We return on the cliffhanger we were left with at the end of part 5, a chilling threat where a Dalek is choking Baker-Doctor. His face shows it all, pain, exhaustion and in some places, pure terror. It is quite dramatic, but it then quickly evaporates as quite simply, Sarah and Harry remove the Dalek from his throat. The moment is rough, in every sense of the word.
We are then transported to the never-ending political discussions. I hate politics, and I expect you do too. And this, I think, is where Terry Nation decided to fill in the gaps and it sure is dull. The scenes begin to flick by and it gains the pace of the five previous episodes. The Doctor, Sarah and Harry start pocketing their belongings including the time ring, the eerie Nyder escapes from the science centre, and a battle-prepared rebel group are preparing for an explosion.
I soon become embarrassed as I now realise why Terry Nation was keeping us in suspension. Three mysterious Daleks are slowly making their way through the complex, closer and closer while their creator, Davros, stalls the discussions. The Doctor and his friends, in the meantime, are following Nyder, their Muto friend, Sevrin, is trying to find them and then Daleks crossing in all directions.

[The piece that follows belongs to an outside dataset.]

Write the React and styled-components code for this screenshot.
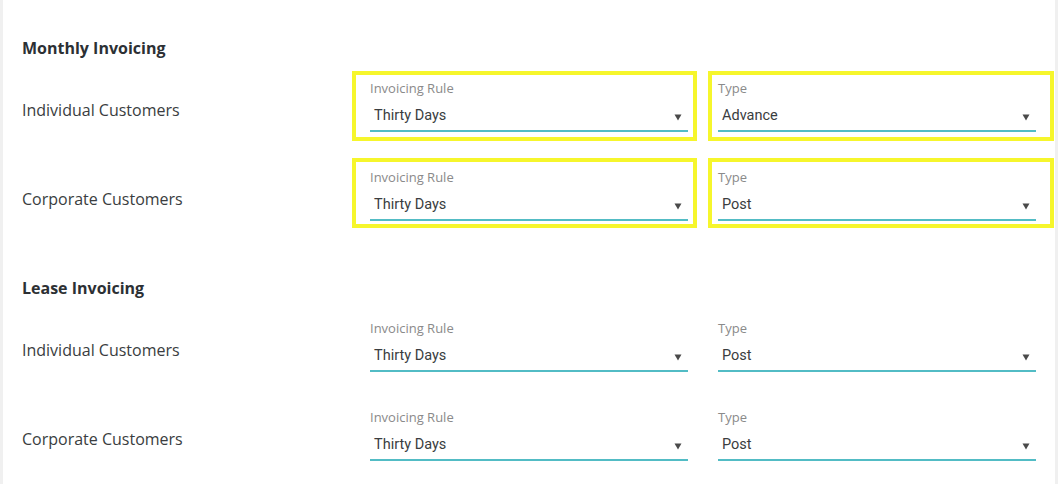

Come to think of it, it reminds of me of Scooby-Doo, where the artists decide to use the same image backwards moving backwards and forwards with the monster switching places in order to save time and money.
With this rather hilarious interval out of the way, we are greeted with another chilling scene, where after some detective work, the Doctor manages to find the recording tape, and irony completes the paradox as he uses a Dalek blaster to destroy the tape, but...oops...they weren't watching the door as Nyder escapes. Hmm...funny how there's no door handle. You would think there would be unless Davros finds himself locked in his own office sometimes? Another flaw in Terry Nation's writing plan perhaps?
Instead of pondering over a small mistake, I continue watching and find that the Daleks have arrived. And to my amazement they kill everyone. This just proves how malicious their intent really is; they are monstrous beings without pity. And it's all Davros' fault.
The Doctor and his friends are miraculously saved by Sevrin (he must have found a door handle) who then escorts them out of the complex, explaining that their leader is preparing to blow up the entrance.
There are flashy moments. More people are killed, the Doctor heads back to the incubation chamber, no doubt to stop the development of the Daleks, but instead allows one of their own kind prolong their redevelopment stage by a 1,000 years, but not enough, unfortunately.
With pure excitement, we witness Tom Baker, running down a long corridor towards closing doors, which are actually being pushed by soldiers who are pretending that they are made of metal when in fact, they are polystyrene. In a moment of triumph, the Doctor arrives just in time (Why wouldn't he?).
Then...a big moment. I have always enjoyed this bit, because it really does hit you as being powerful. Probably the most poignant writing in Doctor Who history, Davros suffers at the fate of his own creations: the Daleks!
And then there's a bit of goodbyes...ladidadida...
Even through odd bits, it can be a very strong episode, and I hope you've understood that.